▶ **Given data**:

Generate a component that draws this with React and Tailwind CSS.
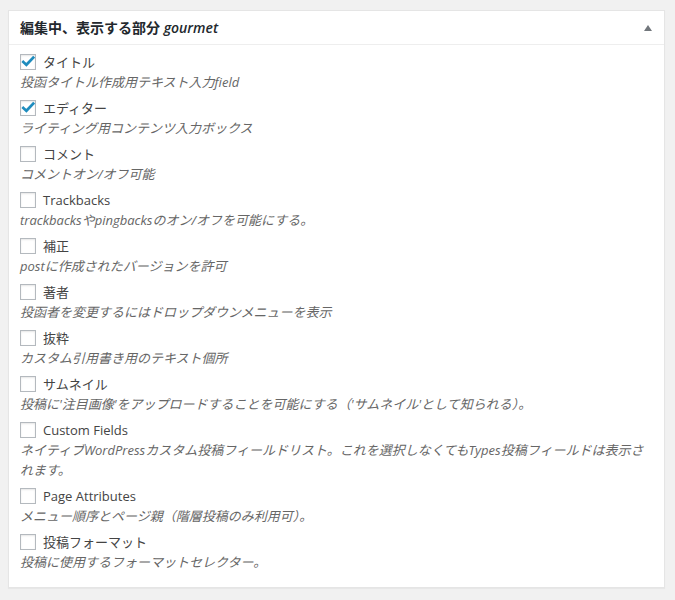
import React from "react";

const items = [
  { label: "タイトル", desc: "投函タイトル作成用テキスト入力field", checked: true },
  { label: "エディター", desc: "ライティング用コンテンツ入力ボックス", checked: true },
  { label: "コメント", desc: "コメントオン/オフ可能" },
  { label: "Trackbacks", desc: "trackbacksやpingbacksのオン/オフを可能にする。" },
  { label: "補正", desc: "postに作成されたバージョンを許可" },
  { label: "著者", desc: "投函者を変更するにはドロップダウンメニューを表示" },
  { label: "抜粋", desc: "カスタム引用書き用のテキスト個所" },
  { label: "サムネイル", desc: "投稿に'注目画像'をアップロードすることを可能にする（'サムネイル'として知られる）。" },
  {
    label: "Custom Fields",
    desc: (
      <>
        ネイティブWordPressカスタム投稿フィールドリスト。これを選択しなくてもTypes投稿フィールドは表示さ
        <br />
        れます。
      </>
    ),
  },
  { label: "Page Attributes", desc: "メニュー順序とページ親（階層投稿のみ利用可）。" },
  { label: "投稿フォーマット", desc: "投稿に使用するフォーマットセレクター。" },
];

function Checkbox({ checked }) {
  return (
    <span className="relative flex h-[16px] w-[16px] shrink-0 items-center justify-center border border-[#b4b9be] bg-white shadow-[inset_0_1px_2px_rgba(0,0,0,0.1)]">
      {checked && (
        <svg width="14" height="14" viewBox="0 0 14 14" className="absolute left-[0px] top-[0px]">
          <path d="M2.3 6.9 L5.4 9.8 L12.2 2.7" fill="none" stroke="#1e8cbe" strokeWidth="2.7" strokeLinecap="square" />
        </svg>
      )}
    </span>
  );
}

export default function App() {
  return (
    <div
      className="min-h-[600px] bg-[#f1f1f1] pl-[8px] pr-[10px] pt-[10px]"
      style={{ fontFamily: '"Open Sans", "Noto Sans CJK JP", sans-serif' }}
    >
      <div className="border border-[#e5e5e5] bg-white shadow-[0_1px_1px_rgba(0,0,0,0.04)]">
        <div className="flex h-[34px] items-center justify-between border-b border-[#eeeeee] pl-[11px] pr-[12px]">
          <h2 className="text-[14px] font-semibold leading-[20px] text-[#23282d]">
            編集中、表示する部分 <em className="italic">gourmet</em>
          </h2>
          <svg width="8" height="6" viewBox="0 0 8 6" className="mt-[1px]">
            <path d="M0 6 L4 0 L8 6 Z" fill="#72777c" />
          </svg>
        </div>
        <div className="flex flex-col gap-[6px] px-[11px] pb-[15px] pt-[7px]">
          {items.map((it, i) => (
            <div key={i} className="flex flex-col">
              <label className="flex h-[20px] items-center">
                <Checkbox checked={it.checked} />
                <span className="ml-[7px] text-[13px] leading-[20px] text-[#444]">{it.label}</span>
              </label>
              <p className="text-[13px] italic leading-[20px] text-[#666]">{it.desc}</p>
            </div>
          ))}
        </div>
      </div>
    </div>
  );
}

▶ **The request**:
Without including any pictures, reproduce the listing exactly.

▶ **Reply to the task**:
Generate a component that draws this with React and Tailwind CSS.
import React from "react";

const items = [
  { label: "タイトル", desc: "投函タイトル作成用テキスト入力field", checked: true },
  { label: "エディター", desc: "ライティング用コンテンツ入力ボックス", checked: true },
  { label: "コメント", desc: "コメントオン/オフ可能" },
  { label: "Trackbacks", desc: "trackbacksやpingbacksのオン/オフを可能にする。" },
  { label: "補正", desc: "postに作成されたバージョンを許可" },
  { label: "著者", desc: "投函者を変更するにはドロップダウンメニューを表示" },
  { label: "抜粋", desc: "カスタム引用書き用のテキスト個所" },
  { label: "サムネイル", desc: "投稿に'注目画像'をアップロードすることを可能にする（'サムネイル'として知られる）。" },
  {
    label: "Custom Fields",
    desc: (
      <>
        ネイティブWordPressカスタム投稿フィールドリスト。これを選択しなくてもTypes投稿フィールドは表示さ
        <br />
        れます。
      </>
    ),
  },
  { label: "Page Attributes", desc: "メニュー順序とページ親（階層投稿のみ利用可）。" },
  { label: "投稿フォーマット", desc: "投稿に使用するフォーマットセレクター。" },
];

function Checkbox({ checked }) {
  return (
    <span className="relative flex h-[16px] w-[16px] shrink-0 items-center justify-center border border-[#b4b9be] bg-white shadow-[inset_0_1px_2px_rgba(0,0,0,0.1)]">
      {checked && (
        <svg width="14" height="14" viewBox="0 0 14 14" className="absolute left-[0px] top-[0px]">
          <path d="M2.3 6.9 L5.4 9.8 L12.2 2.7" fill="none" stroke="#1e8cbe" strokeWidth="2.7" strokeLinecap="square" />
        </svg>
      )}
    </span>
  );
}

export default function App() {
  return (
    <div
      className="min-h-[600px] bg-[#f1f1f1] pl-[8px] pr-[10px] pt-[10px]"
      style={{ fontFamily: '"Open Sans", "Noto Sans CJK JP", sans-serif' }}
    >
      <div className="border border-[#e5e5e5] bg-white shadow-[0_1px_1px_rgba(0,0,0,0.04)]">
        <div className="flex h-[34px] items-center justify-between border-b border-[#eeeeee] pl-[11px] pr-[12px]">
          <h2 className="text-[14px] font-semibold leading-[20px] text-[#23282d]">
            編集中、表示する部分 <em className="italic">gourmet</em>
          </h2>
          <svg width="8" height="6" viewBox="0 0 8 6" className="mt-[1px]">
            <path d="M0 6 L4 0 L8 6 Z" fill="#72777c" />
          </svg>
        </div>
        <div className="flex flex-col gap-[6px] px-[11px] pb-[15px] pt-[7px]">
          {items.map((it, i) => (
            <div key={i} className="flex flex-col">
              <label className="flex h-[20px] items-center">
                <Checkbox checked={it.checked} />
                <span className="ml-[7px] text-[13px] leading-[20px] text-[#444]">{it.label}</span>
              </label>
              <p className="text-[13px] italic leading-[20px] text-[#666]">{it.desc}</p>
            </div>
          ))}
        </div>
      </div>
    </div>
  );
}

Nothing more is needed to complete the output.